L’inverse du rapport de domination homme-femme serait-il plus délicat, pour reprendre votre adjectif ? Vous parlez du rapport de domination femme-homme, je suppose. Je ne comprends pas bien votre question. Ce mot : délicat… Je pense que l’inverse peut être tout aussi excitant pour les adeptes de ces pratiques. Les hommes et les femmes ne sont souvent distingués que par des valeurs morales, des coutumes, des considérations économiques, tous ces clichés historiques dont on a fait pièce, Dieu merci. Dans les faits, mon avis est qu’ils sont juste assez semblables en même temps que juste assez différents pour être à même d’affronter ensemble les exigences de leurs désirs respectifs et que les rapports de domination et de soumission, par exemple, sont parfaitement réversibles. La domination n’est pas le fait exclusif des hommes, comme la soumission celui des femmes. Voyez les sites de rencontres amoureuses qui fleurissent sur le Net, le succès des « dominas » auprès des hommes en recherche de sensations qu’ils ne trouvent pas forcément dans leur couple, je dirais, légal (sourire)… Tout cela constitue pourtant encore un sujet tabou, dans notre société, comme l’amour et le mariage entre personnes de même sexe, quoique, au moins au plan juridique, les choses aient grandement évolué à cet égard ces dernières années, au grand dam de la bourgeoisie catholique. Souvenez-vous de ces manifestations gigantesques qu’elles ont provoquées partout en France.
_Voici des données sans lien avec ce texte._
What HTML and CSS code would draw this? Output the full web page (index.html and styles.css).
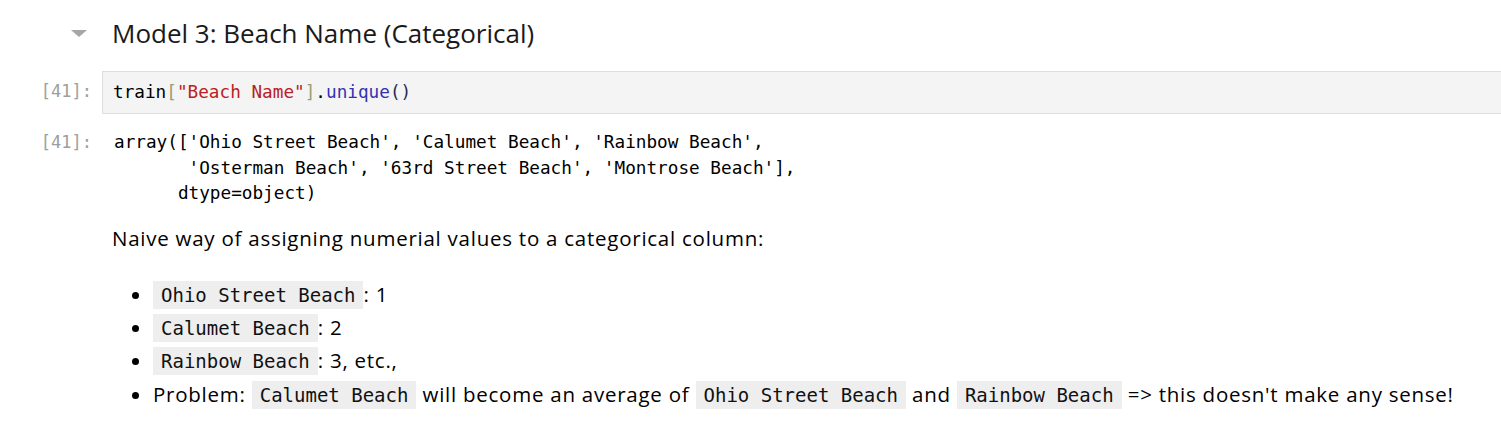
FILE: index.html
```html
<!DOCTYPE html>
<html>
<head>
<meta charset="utf-8">
<link rel="stylesheet" href="styles.css">
</head>
<body>
<div class="notebook">
  <div class="cell heading-cell">
    <div class="prompt"><span class="collapser"></span></div>
    <h2 class="heading">Model 3: Beach Name (Categorical)</h2>
  </div>

  <div class="cell code-cell">
    <div class="prompt">[41]:</div>
    <div class="code-box"><pre class="code"><span class="v">train</span><span class="br">[</span><span class="s">"Beach Name"</span><span class="br">]</span><span class="op">.</span><span class="fn">unique</span><span class="pa">()</span></pre></div>
  </div>

  <div class="cell output-cell">
    <div class="prompt">[41]:</div>
    <pre class="output">array(['Ohio Street Beach', 'Calumet Beach', 'Rainbow Beach',
       'Osterman Beach', '63rd Street Beach', 'Montrose Beach'],
      dtype=object)</pre>
  </div>

  <div class="cell md-cell">
    <div class="prompt"></div>
    <div class="md">
      <p class="para">Naive way of assigning numerial values to a categorical column:</p>
      <ul class="list">
        <li><code>Ohio Street Beach</code>: 1</li>
        <li><code>Calumet Beach</code>: 2</li>
        <li><code>Rainbow Beach</code>: 3, etc.,</li>
        <li>Problem: <code>Calumet Beach</code> will become an average of <code>Ohio Street Beach</code> and <code>Rainbow Beach</code> =&gt; this doesn't make any sense!</li>
      </ul>
    </div>
  </div>
</div>
</body>
</html>
```

FILE: styles.css
```css
html, body {
  margin: 0;
  padding: 0;
  background: #ffffff;
}

body {
  font-family: "Open Sans", "Noto Sans", sans-serif;
  color: #1a1a1a;
  overflow: hidden;
}

.notebook {
  display: flex;
  flex-direction: column;
  padding-top: 12px;
}

.cell {
  display: flex;
  align-items: flex-start;
}

.prompt {
  width: 92px;
  flex: none;
  padding-right: 10px;
  text-align: right;
  font-family: "DejaVu Sans Mono", monospace;
  font-size: 17px;
  color: #9e9e9e;
  box-sizing: content-box;
}

.heading-cell .prompt {
  display: flex;
  justify-content: flex-start;
  height: 42px;
  align-items: center;
}

.collapser {
  display: block;
  margin-left: 71px;
  margin-top: 1px;
  width: 0;
  height: 0;
  border-left: 8px solid transparent;
  border-right: 8px solid transparent;
  border-top: 7px solid #a6a6a6;
}

.heading {
  margin: 0;
  padding-left: 10px;
  font-weight: 400;
  font-size: 26px;
  line-height: 42px;
  color: #1a1a1a;
}

.code-cell {
  margin-top: 17px;
}

.code-cell .prompt {
  line-height: 41px;
}

.code-box {
  flex: 1;
  background: #f4f4f4;
  border: 1px solid #dedede;
  border-right: none;
  height: 41px;
  display: flex;
  align-items: center;
  padding-left: 10px;
}

.code {
  margin: 0;
  font-family: "DejaVu Sans Mono", monospace;
  font-size: 17.7px;
  line-height: 25px;
  color: #000;
}

.v { color: #000000; }
.br { color: #9c9c6e; }
.s { color: #ba2121; }
.op { color: #000000; }
.fn { color: #3232b0; }
.pa { color: #2a2a55; }

.output-cell {
  margin-top: 16px;
}

.output-cell .prompt {
  line-height: 25px;
}

.output {
  margin: 0;
  padding-left: 12px;
  font-family: "DejaVu Sans Mono", monospace;
  font-size: 17.7px;
  line-height: 25.5px;
  color: #000;
}

.md-cell {
  margin-top: 17px;
}

.md {
  padding-left: 10px;
  font-size: 20.5px;
  letter-spacing: 0.75px;
  color: #000;
}

.para {
  margin: 0;
  line-height: 28px;
}

.list {
  margin: 26px 0 0 0;
  padding-left: 41px;
  line-height: 33px;
}

.list li {
  height: 33px;
}

.list li:last-child {
  margin-top: 1px;
}

code {
  font-family: "DejaVu Sans Mono", monospace;
  font-size: 19px;
  letter-spacing: 0;
  background: #eeeeee;
  padding: 3px 8px 3px 8px;
  color: #111;
}
```
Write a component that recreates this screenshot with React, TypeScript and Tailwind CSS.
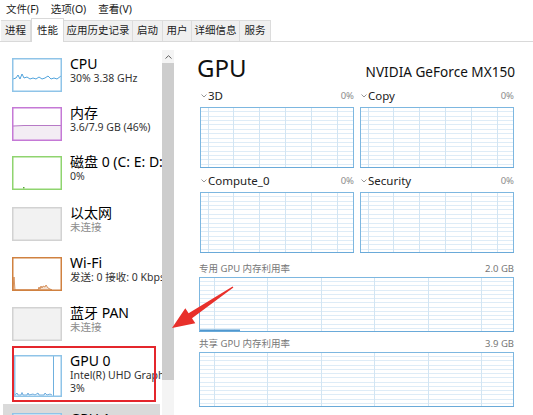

L’histoire aura-t-elle une suite ? Si oui, pouvez-vous nous en dire quelques mots ?
Non. Il n’y aura pas de suite, bien qu’il soit toujours poignant (pour moi, en tout cas) de laisser derrière soi un personnage avec lequel on a vécu en étroite intimité pendant plusieurs mois. J’ai toujours grand-peine à terminer un roman, à abandonner tous ces gens côtoyés chaque jour et que je finissais par connaître mieux que mes plus proches voisins. Mais j’ai laissé Mademoiselle C. de C. là où s’accomplit désormais son destin. Je ne peux plus rien pour elle. Pour ainsi dire, la suite ne me regarde plus.
Quels sont vos projets en cours et à venir ?
Permettez-moi de n’en rien dire (soupir). Mais… j’ai des choses en train. Comment vivre autrement ? Impensable.